One new class of device could be a combination VoD player and DV-R, using HD DVD or Blu-ray as the recording mechanism. A dedicated ISP connection could be used to enable the consumer to dial up whatever content she wanted, download it to the console, and burn it to the player. AACS might be involved in governing the playback of that content once burned to the HD DVD-R or BD-R, he said, but it would not be protecting the VoD transaction – that’s outside the AACS scope. In such an instance, Doherty conceded, “it depends on the interpretation of the rules which are still to be determined in the final agreement, as to if you made a recordable disc like that from some kind of special service, how managed copy would work.”

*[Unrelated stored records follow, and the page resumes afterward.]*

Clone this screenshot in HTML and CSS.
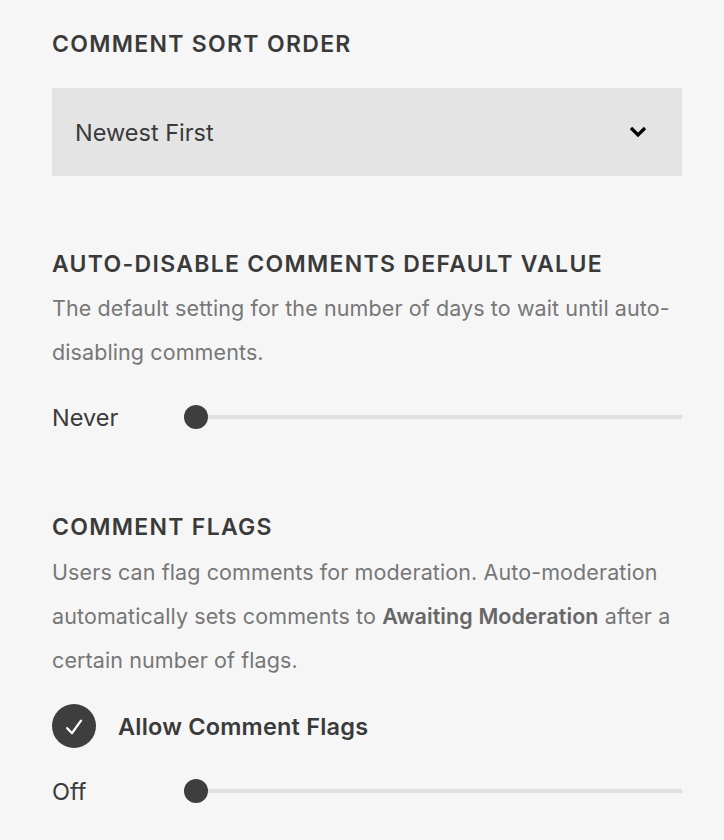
FILE: index.html
```html
<!DOCTYPE html>
<html>
<head>
<meta charset="utf-8">
<link rel="stylesheet" href="styles.css">
</head>
<body>
<div class="panel">
  <section class="section first">
    <h2 class="heading">COMMENT SORT ORDER</h2>
    <div class="select">
      <span class="select-value">Newest First</span>
      <svg class="chevron" width="18" height="12" viewBox="0 0 18 12"><path d="M2 2 L9 9 L16 2" fill="none" stroke="#000" stroke-width="3.2"/></svg>
    </div>
  </section>
  <section class="section">
    <h2 class="heading">AUTO-DISABLE COMMENTS DEFAULT VALUE</h2>
    <p class="desc">The default setting for the number of days to wait until auto-disabling comments.</p>
    <div class="slider-row">
      <span class="slider-label">Never</span>
      <div class="slider"><span class="thumb"></span><span class="track"></span></div>
    </div>
  </section>
  <section class="section">
    <h2 class="heading">COMMENT FLAGS</h2>
    <p class="desc desc-flags">Users can flag comments for moderation. Auto-moderation automatically sets comments to <strong>Awaiting Moderation</strong> after a certain number of flags.</p>
    <div class="check-row">
      <span class="check"><svg width="20" height="20" viewBox="0 0 20 20"><path d="M3.2 12.2 L8 17.2 L17 4.6" fill="none" stroke="#fff" stroke-width="2.3" stroke-linecap="round" stroke-linejoin="round"/></svg></span>
      <span class="check-label">Allow Comment Flags</span>
    </div>
    <div class="slider-row slider-row-off">
      <span class="slider-label">Off</span>
      <div class="slider"><span class="thumb"></span><span class="track"></span></div>
    </div>
  </section>
</div>
</body>
</html>
```
FILE: styles.css
```css
html, body {
  margin: 0;
  padding: 0;
  background: #f6f6f6;
}
body {
  font-family: Inter, "Liberation Sans", sans-serif;
  color: #3a3a3a;
}
.panel {
  width: 630px;
  padding: 30px 42px 0 52px;
}
.section {
  margin-top: 74px;
}
.section.first {
  margin-top: 0;
}
.heading {
  margin: 0;
  font-size: 23px;
  line-height: 28px;
  font-weight: 600;
  letter-spacing: 1.3px;
  color: #3a3a3a;
}
.select {
  margin-top: 30px;
  height: 88px;
  background: #e4e4e4;
  display: flex;
  align-items: center;
  justify-content: space-between;
  padding: 0 35px 0 23px;
}
.select-value {
  font-size: 23.5px;
  color: #3a3a3a;
}
.chevron {
  display: block;
}
.desc {
  margin: 8px 0 0;
  font-size: 21.5px;
  line-height: 44px;
  letter-spacing: 0.1px;
  color: #777;
}
.desc-flags {
  margin-top: 9px;
}
.desc strong {
  font-weight: 600;
  color: #666;
}
.slider-row {
  margin-top: 21px;
  height: 44px;
  display: flex;
  align-items: center;
}
.slider-label {
  width: 132px;
  font-size: 23.5px;
  color: #3a3a3a;
}
.slider {
  flex: 1;
  position: relative;
  height: 24px;
  display: flex;
  align-items: center;
}
.thumb {
  position: absolute;
  left: 0;
  top: 0;
  width: 24px;
  height: 24px;
  border-radius: 50%;
  background: #3e3e3e;
  z-index: 1;
}
.track {
  margin-left: 12px;
  flex: 1;
  height: 4px;
  background: #e0e0e0;
}
.check-row {
  margin-top: 22px;
  height: 44px;
  display: flex;
  align-items: center;
}
.check {
  width: 44px;
  height: 44px;
  border-radius: 50%;
  background: #3e3e3e;
  display: flex;
  align-items: center;
  justify-content: center;
}
.check svg {
  display: block;
}
.check-label {
  margin-left: 22px;
  font-size: 23.5px;
  font-weight: 600;
  letter-spacing: 0.2px;
  color: #3a3a3a;
}
```
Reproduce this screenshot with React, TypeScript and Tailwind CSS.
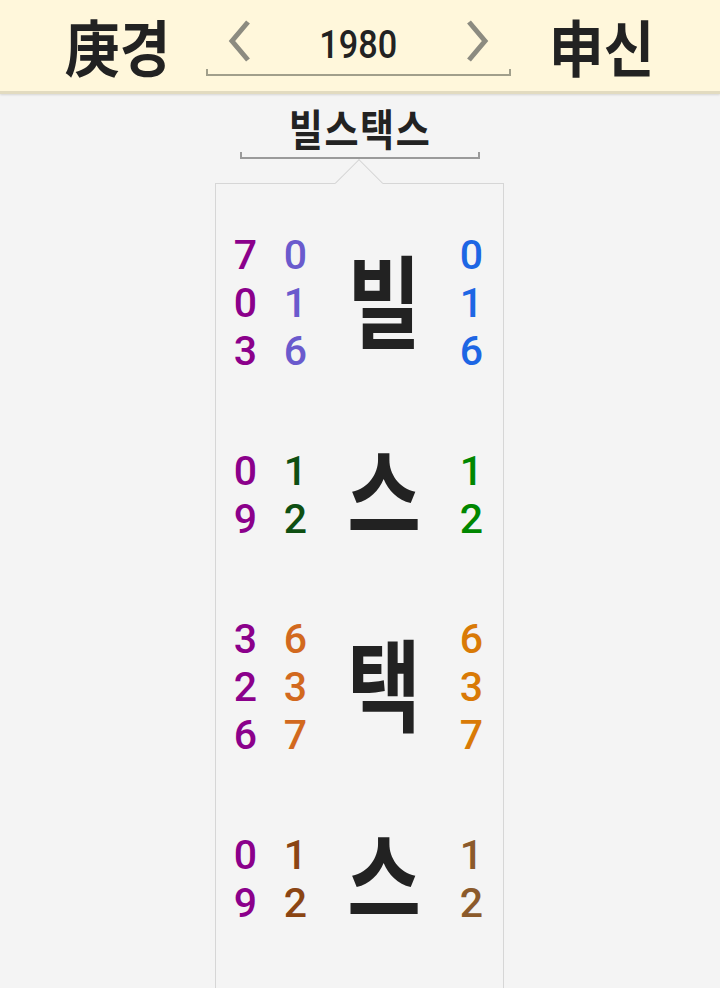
const rows = [
  { ch: "빌", a: ["7", "0", "3"], b: ["0", "1", "6"], c: ["0", "1", "6"], bc: "text-[#6a5acd]", cc: "text-[#1d66e4]" },
  { ch: "스", a: ["0", "9"], b: ["1", "2"], c: ["1", "2"], bc: "text-[#0e4f12]", cc: "text-[#008700]" },
  { ch: "택", a: ["3", "2", "6"], b: ["6", "3", "7"], c: ["6", "3", "7"], bc: "text-[#d2691e]", cc: "text-[#d97a06]" },
  { ch: "스", a: ["0", "9"], b: ["1", "2"], c: ["1", "2"], bc: "text-[#8b4513]", cc: "text-[#8b5a2b]" },
];

function Digits({ items, color }: { items: string[]; color: string }) {
  return (
    <div className={`flex w-[50px] flex-col items-center font-['Roboto',sans-serif] text-[41px] font-medium leading-[48px] ${color}`}>
      {items.map((d, i) => (
        <span key={i}>{d}</span>
      ))}
    </div>
  );
}

function Chevron({ dir }: { dir: "left" | "right" }) {
  return (
    <svg width="26" height="44" viewBox="0 0 26 44" fill="none">
      <polyline
        points={dir === "left" ? "22,3 6,22 22,41" : "4,3 20,22 4,41"}
        stroke="#8c8b80"
        strokeWidth="5"
      />
    </svg>
  );
}

export default function App() {
  return (
    <div className="min-h-[988px] bg-[#f4f4f4] font-['Noto_Sans_CJK_KR',sans-serif] text-[#222]">
      <header className="flex h-[94px] items-center justify-center border-b-[3px] border-[#e2dbc0] bg-[#fff7db] shadow-[0_1px_2px_rgba(0,0,0,0.12)]">
        <div className="flex w-[104px] justify-center">
          <span className="shrink-0 scale-x-[0.9] whitespace-nowrap text-[61px] font-bold leading-none">庚경</span>
        </div>
        <div className="ml-[36px] flex w-[305px] flex-col">
          <div className="flex h-[52px] items-center justify-between px-[20px]">
            <Chevron dir="left" />
            <span className="mt-[8px] scale-x-[0.9] font-['Roboto',sans-serif] text-[38px] font-medium leading-none">1980</span>
            <Chevron dir="right" />
          </div>
          <div className="mt-[2px] h-[7px] border-x-2 border-b-2 border-[#a19f8b]" />
        </div>
        <div className="ml-[39px] flex w-[104px] justify-center">
          <span className="shrink-0 scale-x-[0.9] whitespace-nowrap text-[61px] font-bold leading-none">申신</span>
        </div>
      </header>

      <div className="flex flex-col items-center pt-[8px]">
        <div className="scale-x-[0.86] whitespace-nowrap text-[43px] font-bold leading-[50px] tracking-[2px]">빌스택스</div>
        <div className="h-[7px] w-[240px] border-x-2 border-b-2 border-[#9a9a9a]" />

        <div className="relative mr-[2px] mt-[24px] w-[289px] border border-[#d6d6d6] pb-[20px] pl-[5px] pr-[5px] pt-[23px]">
          <div className="absolute left-[126px] top-[-18px] h-[34px] w-[34px] rotate-45 border-l border-t border-[#d6d6d6] bg-[#f4f4f4]" />
          {rows.map((r, i) => (
            <div key={i} className="relative flex h-[192px] items-center">
              <Digits items={r.a} color="text-[#8b008b]" />
              <Digits items={r.b} color={r.bc} />
              <div className="flex w-[126px] justify-center">
                <span className="-mt-[12px] scale-x-[0.8] text-[100px] font-bold leading-none">{r.ch}</span>
              </div>
              <Digits items={r.c} color={r.cc} />
            </div>
          ))}
        </div>
      </div>
    </div>
  );
}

In his keynote address to the Mix ’06 conference last Tuesday, Microsoft chairman Bill Gates advised attendees to enjoy the format war while it lasts, he said, because it’ll be the last one. From here on out, he said, “it’s all bits.” We asked Richard Doherty what he thought Gates meant by that comment. “It does feel to Microsoft that optical discs are very much a legacy format,” he responded. “It’s really just a carrier for bits, just a carrier for information. Until we get our broadband infrastructure up, and other infrastructures up in the world to deliver bits, this has been a relatively efficient way to deliver a large number of bits. At the same time, it’s inconvenient for a number of reasons. You have to go to the store to pick up the discs, or you have to wait for your NetFlix discs to arrive in your mailbox. Other kinds of services coming down the line, where you pick your movies and they’re downloaded directly to your hard drive, or you stream them across the Internet – all of these other methods for communicating content, we think, are ultimately quite superior to packaged media. So we do see that as the future, and this is perhaps the last kind of packaged media that we’re going to see.”